From looking at graphs etc and briefly observing that LFP seems to hold voltage, rather than like FLA that drops to 12.6V or 2.1V cell at rest, I was wondering where the nominal cell value of 3.2V comes from? Would I be correct in thinking that it's 50% SOC? and that the Knees at around 20% and 80% start at about 0.4V either side of that?
LFPRestVoltages.jpg
3.2 volts is a little low and is probably a figure under load.
I'm talking here about at rest. Having not done any charging as yet and only having used them a couple of times, I don't have any experience to talk from, but I have observed some bounce back in voltage after a load is removed (0.01V/cell), though minor compared to FLA. I assume it works the other way with charging. I suppose one should be able to work it out from the internal resistance? Are there any formulae out there for such a thing?
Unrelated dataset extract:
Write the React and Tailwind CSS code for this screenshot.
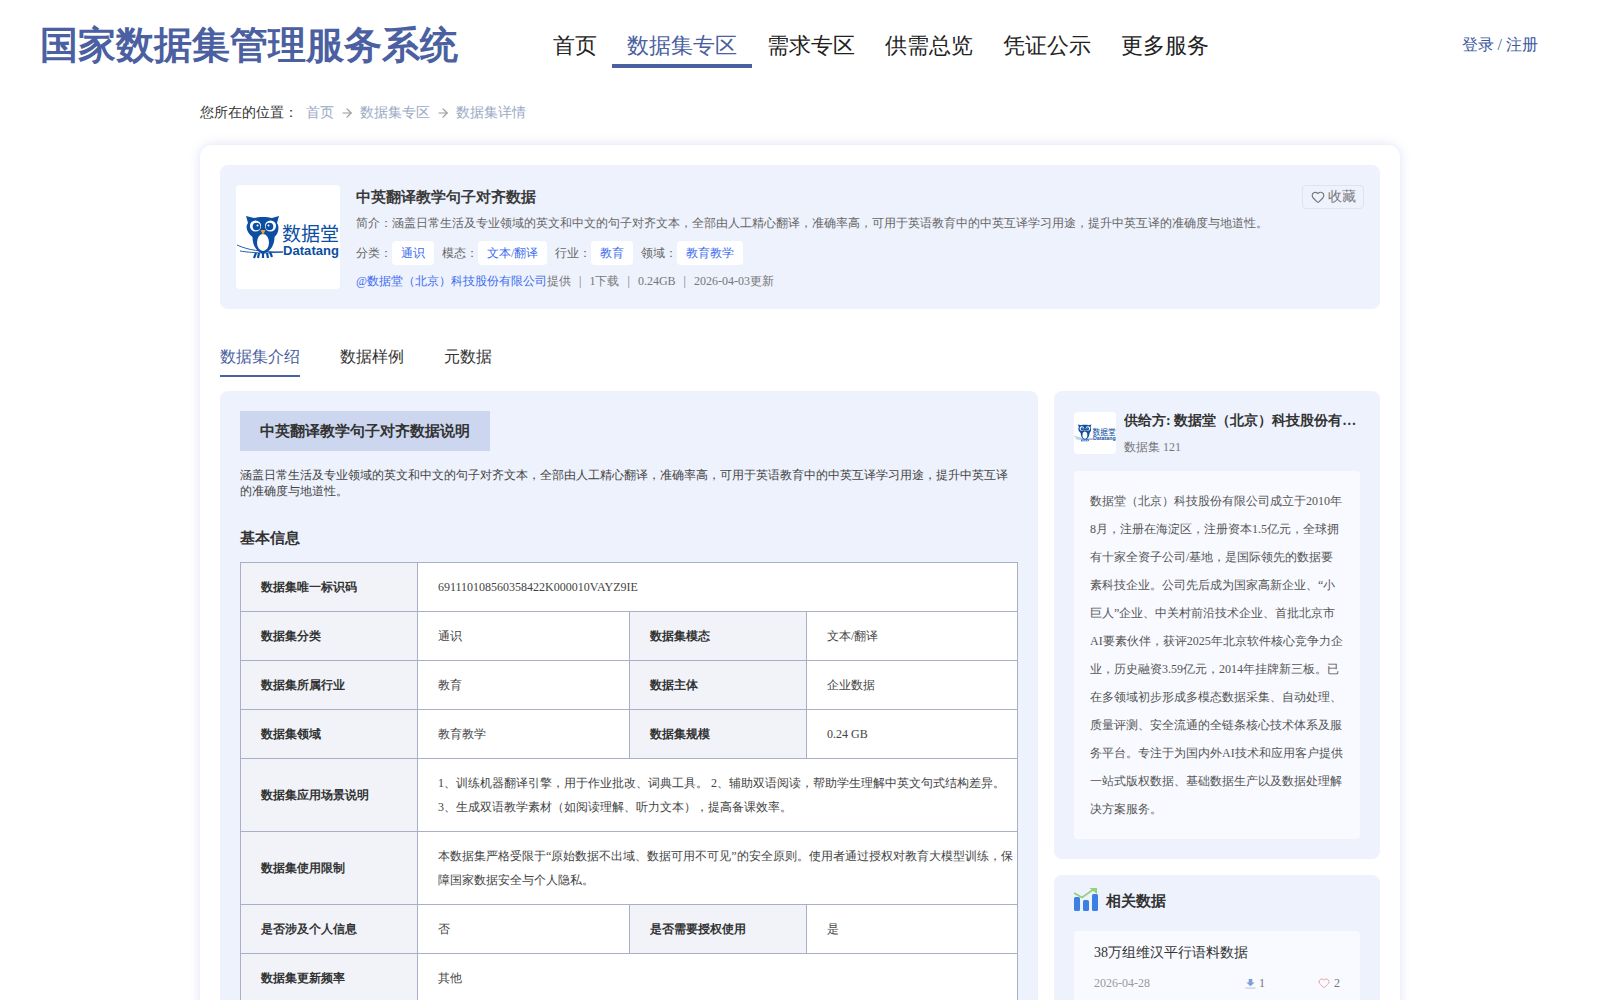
import { ArrowRight, Heart } from "lucide-react";

const navs = ["首页", "数据集专区", "需求专区", "供需总览", "凭证公示", "更多服务"];

const tags = [
  ["分类：", "通识"],
  ["模态：", "文本/翻译"],
  ["行业：", "教育"],
  ["领域：", "教育教学"],
];

const Logo = ({ className }) => (
  <svg viewBox="0 0 104 104" className={className}>
    {/* 树枝 */}
    <path d="M1 60 C12 65 24 67 47 67 L30 68 C20 68 10 67 4 66" fill="none" stroke="#0b4ea2" strokeWidth="0.9" />
    {/* 猫头鹰 */}
    <path
      d="M10 31 L18 33 C22 31.5 32 31.5 36 33 L43 31 L41 38 C44 43 42 49 38.5 52 C38.5 60 35 66 27 69 C20 66 16.5 60 16.5 52 C11 48 9 42 12 38 Z"
      fill="#0b4ea2"
    />
    <path d="M20 68 L18 73 M23 68 L22 73 M27 68 L27 73 M31 68 L32 73 M34 67 L36 72" stroke="#0b4ea2" strokeWidth="2.2" />
    <circle cx="19.5" cy="41" r="5.6" fill="#fff" />
    <circle cx="34.5" cy="41" r="5.6" fill="#fff" />
    <circle cx="20.5" cy="41.5" r="3.8" fill="#0b4ea2" />
    <circle cx="33.5" cy="41.5" r="3.8" fill="#0b4ea2" />
    <circle cx="21.5" cy="40.5" r="1" fill="#fff" />
    <circle cx="32.5" cy="40.5" r="1" fill="#fff" />
    <ellipse cx="27" cy="57.5" rx="6" ry="8.5" fill="#fff" />
    <path d="M24.5 45 L29.5 45 L27 50 Z" fill="#f0a030" />
    <text x="46" y="56" fontSize="19" fill="#0b4ea2" fontFamily="'Noto Sans CJK SC', sans-serif">数据堂</text>
    <text x="47" y="69.5" fontSize="13" fontWeight="700" fill="#0b4ea2" fontFamily="'Liberation Sans', sans-serif" textLength="56">Datatang</text>
  </svg>
);

// 表格单元格
const Th = ({ children }) => (
  <th className="border border-[#a9afc6] bg-[#f1f3f9] px-5 text-left text-xs font-bold text-[#333]">{children}</th>
);
const Td = ({ children, colSpan, pr }) => (
  <td colSpan={colSpan} className={`border border-[#a9afc6] bg-white pl-5 text-xs leading-6 text-[#444] ${pr ? "py-3 pr-1" : "pr-5"}`}>
    {children}
  </td>
);

const Download = () => (
  <svg viewBox="0 0 12 12" className="w-[11px] h-[11px]">
    <path d="M4 1 H8 V5 H10.5 L6 9 L1.5 5 H4 Z" fill="#7f9fd6" />
    <path d="M0.5 11 H11.5" stroke="#a9bde2" strokeWidth="1" />
  </svg>
);

export default function App() {
  return (
    <div className="min-h-screen bg-white font-['Liberation_Serif',serif] text-[#333]">
      {/* 头部 */}
      <header className="flex h-[68px] pl-10 pr-[62px]">
        <h1 className="w-[418px] mt-[22px] text-[38px] leading-[46px] font-bold text-[#4a60a1] whitespace-nowrap">
          国家数据集管理服务系统
        </h1>
        <nav className="flex ml-[80px]">
          {navs.map((n, i) => (
            <div
              key={n}
              className={`px-[15px] pt-[26px] flex items-center text-[22px] border-b-4 ${
                i === 1 ? "text-[#4a60a1] border-[#4a60a1]" : "text-[#222] border-transparent"
              }`}
            >
              {n}
            </div>
          ))}
        </nav>
        <div className="ml-auto mt-[33px] h-6 leading-6 text-base text-[#3c5a9f]">登录 / 注册</div>
      </header>

      <main className="w-[1200px] mx-auto">
        {/* 面包屑 */}
        <div className="flex items-center h-5 mt-[35px] text-sm text-[#9aaac4]">
          <span className="text-[#333] w-[106px]">您所在的位置：</span>
          <span>首页</span>
          <ArrowRight size={14} className="mx-[6px] text-[#999]" />
          <span>数据集专区</span>
          <ArrowRight size={14} className="mx-[6px] text-[#999]" />
          <span>数据集详情</span>
        </div>

        <div className="mt-[22px] rounded-xl bg-white p-5 shadow-[0_0_12px_rgba(90,110,210,0.2)]">
          {/* 数据集概要 */}
          <section className="flex items-start rounded-lg bg-[#eef2fd] pl-4 pr-4 py-5 h-[144px]">
            <div className="w-[104px] h-[104px] rounded bg-white shrink-0">
              <Logo className="w-full h-full" />
            </div>
            <div className="flex-1 ml-4">
              <h2 className="text-[15px] leading-6 font-bold text-[#3a3a3a]">中英翻译教学句子对齐数据</h2>
              <p className="mt-[4px] text-xs leading-5 text-[#666]">
                简介：涵盖日常生活及专业领域的英文和中文的句子对齐文本，全部由人工精心翻译，准确率高，可用于英语教育中的中英互译学习用途，提升中英互译的准确度与地道性。
              </p>
              <div className="flex items-center gap-2 mt-2 text-xs text-[#666]">
                {tags.map(([k, v]) => (
                  <div key={k} className="flex items-center">
                    <span>{k}</span>
                    <span className="h-6 leading-6 px-[9px] rounded bg-white text-[#3d6cf0]">{v}</span>
                  </div>
                ))}
              </div>
              <div className="mt-[6px] text-xs leading-5 text-[#777]">
                <span className="text-[#3d6cf0]">@数据堂（北京）科技股份有限公司</span>提供
                <span className="mx-2">|</span>1下载
                <span className="mx-2">|</span>0.24GB
                <span className="mx-2">|</span>2026-04-03更新
              </div>
            </div>
            <button className="flex items-center justify-center gap-[3px] w-[62px] h-6 rounded border border-[#dfe3ee] text-sm text-[#777]">
              <Heart size={14} />
              收藏
            </button>
          </section>

          {/* 标签页 */}
          <div className="flex gap-10 mt-9 text-base">
            <div className="leading-6 pb-[6px] border-b-2 border-[#4a60a1] text-[#4a60a1]">数据集介绍</div>
            <div className="leading-6 text-[#333]">数据样例</div>
            <div className="leading-6 text-[#333]">元数据</div>
          </div>

          <div className="flex items-start gap-4 mt-[14px]">
            {/* 左侧说明 */}
            <section className="w-[818px] rounded-lg bg-[#eef2fd] p-5">
              <h3 className="inline-block h-10 leading-10 px-5 bg-[#ccd7ef] text-[15px] font-bold text-[#333]">
                中英翻译教学句子对齐数据说明
              </h3>
              <p className="mt-4 text-xs leading-4 text-[#444]">
                涵盖日常生活及专业领域的英文和中文的句子对齐文本，全部由人工精心翻译，准确率高，可用于英语教育中的中英互译学习用途，提升中英互译的准确度与地道性。
              </p>
              <h4 className="mt-[29px] mb-[14px] text-[15px] leading-5 font-bold text-[#333]">基本信息</h4>
              <table className="w-[777px] table-fixed border-collapse">
                <colgroup>
                  <col className="w-[177px]" />
                  <col className="w-[212px]" />
                  <col className="w-[177px]" />
                  <col className="w-[211px]" />
                </colgroup>
                <tbody>
                  <tr className="h-[49px]"><Th>数据集唯一标识码</Th><Td colSpan={3}>691110108560358422K000010VAYZ9IE</Td></tr>
                  <tr className="h-[49px]"><Th>数据集分类</Th><Td>通识</Td><Th>数据集模态</Th><Td>文本/翻译</Td></tr>
                  <tr className="h-[49px]"><Th>数据集所属行业</Th><Td>教育</Td><Th>数据主体</Th><Td>企业数据</Td></tr>
                  <tr className="h-[49px]"><Th>数据集领域</Th><Td>教育教学</Td><Th>数据集规模</Th><Td>0.24 GB</Td></tr>
                  <tr>
                    <Th>数据集应用场景说明</Th>
                    <Td colSpan={3} pr>1、训练机器翻译引擎，用于作业批改、词典工具。 2、辅助双语阅读，帮助学生理解中英文句式结构差异。 3、生成双语教学素材（如阅读理解、听力文本），提高备课效率。</Td>
                  </tr>
                  <tr>
                    <Th>数据集使用限制</Th>
                    <Td colSpan={3} pr>本数据集严格受限于“原始数据不出域、数据可用不可见”的安全原则。使用者通过授权对教育大模型训练，保障国家数据安全与个人隐私。</Td>
                  </tr>
                  <tr className="h-[49px]"><Th>是否涉及个人信息</Th><Td>否</Td><Th>是否需要授权使用</Th><Td>是</Td></tr>
                  <tr className="h-[49px]"><Th>数据集更新频率</Th><Td colSpan={3}>其他</Td></tr>
                </tbody>
              </table>
            </section>

            {/* 右侧栏 */}
            <aside className="w-[326px] flex flex-col gap-4">
              <section className="rounded-lg bg-[#eef2fd] p-5">
                <div className="flex gap-2">
                  <div className="w-[42px] h-[42px] mt-px rounded bg-white shrink-0">
                    <Logo className="w-full h-full" />
                  </div>
                  <div className="min-w-0 flex-1">
                    <div className="truncate mt-px text-sm leading-[18px] font-bold text-[#333]">供给方: 数据堂（北京）科技股份有限公司</div>
                    <div className="mt-[9px] text-xs leading-4 text-[#777]">数据集 121</div>
                  </div>
                </div>
                <p className="mt-4 rounded bg-[#f8faff] p-4 text-xs leading-7 text-[#555]">
                  数据堂（北京）科技股份有限公司成立于2010年8月，注册在海淀区，注册资本1.5亿元，全球拥有十家全资子公司/基地，是国际领先的数据要素科技企业。公司先后成为国家高新企业、“小巨人”企业、中关村前沿技术企业、首批北京市AI要素伙伴，获评2025年北京软件核心竞争力企业，历史融资3.59亿元，2014年挂牌新三板。已在多领域初步形成多模态数据采集、自动处理、质量评测、安全流通的全链条核心技术体系及服务平台。专注于为国内外AI技术和应用客户提供一站式版权数据、基础数据生产以及数据处理解决方案服务。
                </p>
              </section>

              <section className="rounded-lg bg-[#eef2fd] p-5 pt-[12px]">
                <div className="flex items-center gap-2 h-6">
                  <svg viewBox="0 0 24 24" className="w-6 h-6 shrink-0">
                    <path d="M0 6 L8 10.5 L20 2" fill="none" stroke="#92d07a" strokeWidth="1.6" />
                    <path d="M15.5 1 H23 V7 Z" fill="#92d07a" />
                    <rect x="0" y="10" width="6" height="14" rx="1.5" fill="#3b80e2" />
                    <rect x="9" y="13" width="6" height="11" rx="1.5" fill="#3b80e2" />
                    <rect x="18" y="7" width="6" height="17" rx="1.5" fill="#3b80e2" />
                  </svg>
                  <h3 className="mt-1 text-[15px] font-bold text-[#333]">相关数据</h3>
                </div>
                <div className="mt-5 rounded bg-[#f8faff] px-5 pt-3 pb-3">
                  <div className="text-sm leading-5 text-[#333]">38万组维汉平行语料数据</div>
                  <div className="flex items-center mt-[10px] text-xs leading-5 text-[#999]">
                    <span>2026-04-28</span>
                    <span className="ml-auto flex items-center gap-[3px] text-[#777]"><Download />1</span>
                    <span className="ml-[53px] flex items-center gap-1 text-[#777]"><Heart size={12} className="text-[#f0a0a0]" />2</span>
                  </div>
                </div>
              </section>
            </aside>
          </div>
        </div>
      </main>
    </div>
  );
}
In my opinion the best ways to stop charging at a particular SOC are to charge at constant current and cut off suddenly or charge to a lower voltage close to the rest voltage you want and wait for the current to taper off to say less than 0.02C.
The first approach is not much good for charging from solar as the charge from the solar panels is dependant of the sunlight which is not constant. I think the second approach is the way to go.
I have recently been experimenting with what voltage to cutoff at using the second approach and am thinking 3.4 volts/cell at 0.02C will give an SOC of around 90% and not stress the battery too much.
With your simple relay disconnect system you won't be able to control the battery charge voltage, so will have to opt for the first approach. If you cut off the charge at 3.4 volts/cell, I would think the end SOC that you will achieve will vary from around 75% to 90+% depending on the current from the solar panels.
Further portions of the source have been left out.